> _Set task_
Repeat every line of the data exactly, but not the pictures.

> _Data_

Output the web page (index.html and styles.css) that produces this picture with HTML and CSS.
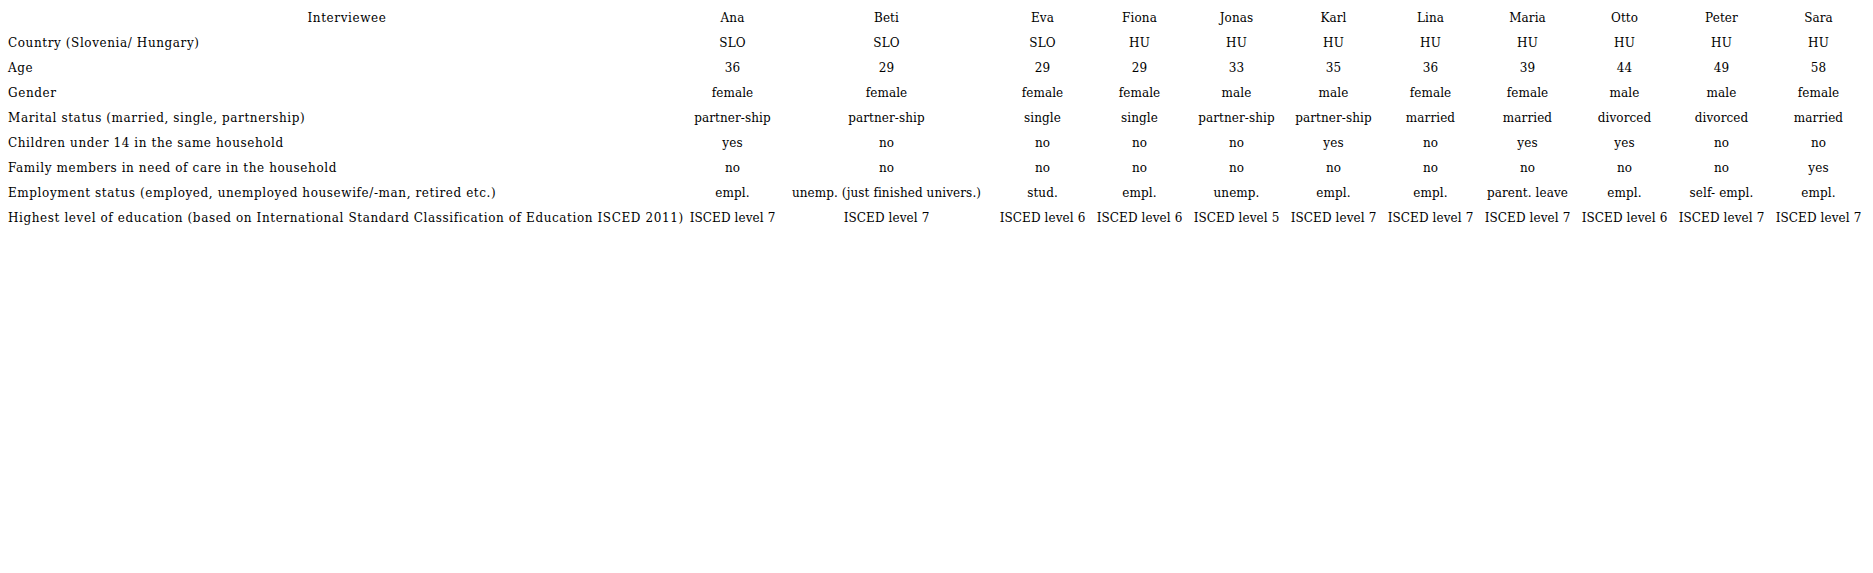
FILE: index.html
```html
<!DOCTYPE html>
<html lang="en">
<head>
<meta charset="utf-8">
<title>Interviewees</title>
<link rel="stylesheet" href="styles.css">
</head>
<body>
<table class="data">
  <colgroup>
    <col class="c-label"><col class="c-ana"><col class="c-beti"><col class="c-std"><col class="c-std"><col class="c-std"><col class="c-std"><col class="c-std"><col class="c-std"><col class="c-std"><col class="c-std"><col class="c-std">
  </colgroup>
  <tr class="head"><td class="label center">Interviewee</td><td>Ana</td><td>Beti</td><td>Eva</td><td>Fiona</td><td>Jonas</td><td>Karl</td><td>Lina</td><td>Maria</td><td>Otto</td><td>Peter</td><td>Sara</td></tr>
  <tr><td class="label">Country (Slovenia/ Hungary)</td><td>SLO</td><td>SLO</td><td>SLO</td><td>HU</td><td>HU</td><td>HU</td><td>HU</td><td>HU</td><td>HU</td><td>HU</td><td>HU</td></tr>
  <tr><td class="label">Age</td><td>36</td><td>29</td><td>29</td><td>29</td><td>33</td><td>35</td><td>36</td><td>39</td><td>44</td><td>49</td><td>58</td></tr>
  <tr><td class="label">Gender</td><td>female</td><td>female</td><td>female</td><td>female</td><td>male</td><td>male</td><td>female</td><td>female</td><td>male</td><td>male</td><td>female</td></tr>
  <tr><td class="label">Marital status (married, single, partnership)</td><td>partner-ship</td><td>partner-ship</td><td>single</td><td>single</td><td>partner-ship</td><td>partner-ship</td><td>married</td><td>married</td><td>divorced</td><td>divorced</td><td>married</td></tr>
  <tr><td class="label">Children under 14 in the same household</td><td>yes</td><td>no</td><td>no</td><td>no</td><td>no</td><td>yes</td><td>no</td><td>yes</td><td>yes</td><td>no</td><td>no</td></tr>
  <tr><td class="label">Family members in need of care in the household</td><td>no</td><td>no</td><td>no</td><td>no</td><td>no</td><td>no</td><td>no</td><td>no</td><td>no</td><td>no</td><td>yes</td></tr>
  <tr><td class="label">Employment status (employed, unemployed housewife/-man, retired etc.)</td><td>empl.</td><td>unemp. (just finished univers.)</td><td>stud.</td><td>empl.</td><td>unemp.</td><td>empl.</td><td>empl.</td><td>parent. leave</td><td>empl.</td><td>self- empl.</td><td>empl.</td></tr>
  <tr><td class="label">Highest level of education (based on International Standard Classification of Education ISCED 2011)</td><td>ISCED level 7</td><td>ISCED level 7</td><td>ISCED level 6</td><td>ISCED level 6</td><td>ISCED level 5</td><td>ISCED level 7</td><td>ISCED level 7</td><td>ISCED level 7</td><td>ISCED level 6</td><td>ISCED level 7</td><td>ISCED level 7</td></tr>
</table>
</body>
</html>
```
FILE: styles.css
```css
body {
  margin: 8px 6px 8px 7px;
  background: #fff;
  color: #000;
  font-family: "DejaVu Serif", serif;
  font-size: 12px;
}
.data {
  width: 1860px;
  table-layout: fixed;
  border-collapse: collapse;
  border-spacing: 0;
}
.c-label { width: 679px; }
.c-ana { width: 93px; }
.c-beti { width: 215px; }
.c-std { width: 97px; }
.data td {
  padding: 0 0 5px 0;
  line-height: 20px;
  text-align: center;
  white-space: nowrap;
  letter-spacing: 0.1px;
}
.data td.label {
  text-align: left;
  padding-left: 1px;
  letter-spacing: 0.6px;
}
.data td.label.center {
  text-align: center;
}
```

> _Solution below_
Output the web page (index.html and styles.css) that produces this picture with HTML and CSS.
FILE: index.html
```html
<!DOCTYPE html>
<html lang="en">
<head>
<meta charset="utf-8">
<title>Interviewees</title>
<link rel="stylesheet" href="styles.css">
</head>
<body>
<table class="data">
  <colgroup>
    <col class="c-label"><col class="c-ana"><col class="c-beti"><col class="c-std"><col class="c-std"><col class="c-std"><col class="c-std"><col class="c-std"><col class="c-std"><col class="c-std"><col class="c-std"><col class="c-std">
  </colgroup>
  <tr class="head"><td class="label center">Interviewee</td><td>Ana</td><td>Beti</td><td>Eva</td><td>Fiona</td><td>Jonas</td><td>Karl</td><td>Lina</td><td>Maria</td><td>Otto</td><td>Peter</td><td>Sara</td></tr>
  <tr><td class="label">Country (Slovenia/ Hungary)</td><td>SLO</td><td>SLO</td><td>SLO</td><td>HU</td><td>HU</td><td>HU</td><td>HU</td><td>HU</td><td>HU</td><td>HU</td><td>HU</td></tr>
  <tr><td class="label">Age</td><td>36</td><td>29</td><td>29</td><td>29</td><td>33</td><td>35</td><td>36</td><td>39</td><td>44</td><td>49</td><td>58</td></tr>
  <tr><td class="label">Gender</td><td>female</td><td>female</td><td>female</td><td>female</td><td>male</td><td>male</td><td>female</td><td>female</td><td>male</td><td>male</td><td>female</td></tr>
  <tr><td class="label">Marital status (married, single, partnership)</td><td>partner-ship</td><td>partner-ship</td><td>single</td><td>single</td><td>partner-ship</td><td>partner-ship</td><td>married</td><td>married</td><td>divorced</td><td>divorced</td><td>married</td></tr>
  <tr><td class="label">Children under 14 in the same household</td><td>yes</td><td>no</td><td>no</td><td>no</td><td>no</td><td>yes</td><td>no</td><td>yes</td><td>yes</td><td>no</td><td>no</td></tr>
  <tr><td class="label">Family members in need of care in the household</td><td>no</td><td>no</td><td>no</td><td>no</td><td>no</td><td>no</td><td>no</td><td>no</td><td>no</td><td>no</td><td>yes</td></tr>
  <tr><td class="label">Employment status (employed, unemployed housewife/-man, retired etc.)</td><td>empl.</td><td>unemp. (just finished univers.)</td><td>stud.</td><td>empl.</td><td>unemp.</td><td>empl.</td><td>empl.</td><td>parent. leave</td><td>empl.</td><td>self- empl.</td><td>empl.</td></tr>
  <tr><td class="label">Highest level of education (based on International Standard Classification of Education ISCED 2011)</td><td>ISCED level 7</td><td>ISCED level 7</td><td>ISCED level 6</td><td>ISCED level 6</td><td>ISCED level 5</td><td>ISCED level 7</td><td>ISCED level 7</td><td>ISCED level 7</td><td>ISCED level 6</td><td>ISCED level 7</td><td>ISCED level 7</td></tr>
</table>
</body>
</html>
```
FILE: styles.css
```css
body {
  margin: 8px 6px 8px 7px;
  background: #fff;
  color: #000;
  font-family: "DejaVu Serif", serif;
  font-size: 12px;
}
.data {
  width: 1860px;
  table-layout: fixed;
  border-collapse: collapse;
  border-spacing: 0;
}
.c-label { width: 679px; }
.c-ana { width: 93px; }
.c-beti { width: 215px; }
.c-std { width: 97px; }
.data td {
  padding: 0 0 5px 0;
  line-height: 20px;
  text-align: center;
  white-space: nowrap;
  letter-spacing: 0.1px;
}
.data td.label {
  text-align: left;
  padding-left: 1px;
  letter-spacing: 0.6px;
}
.data td.label.center {
  text-align: center;
}
```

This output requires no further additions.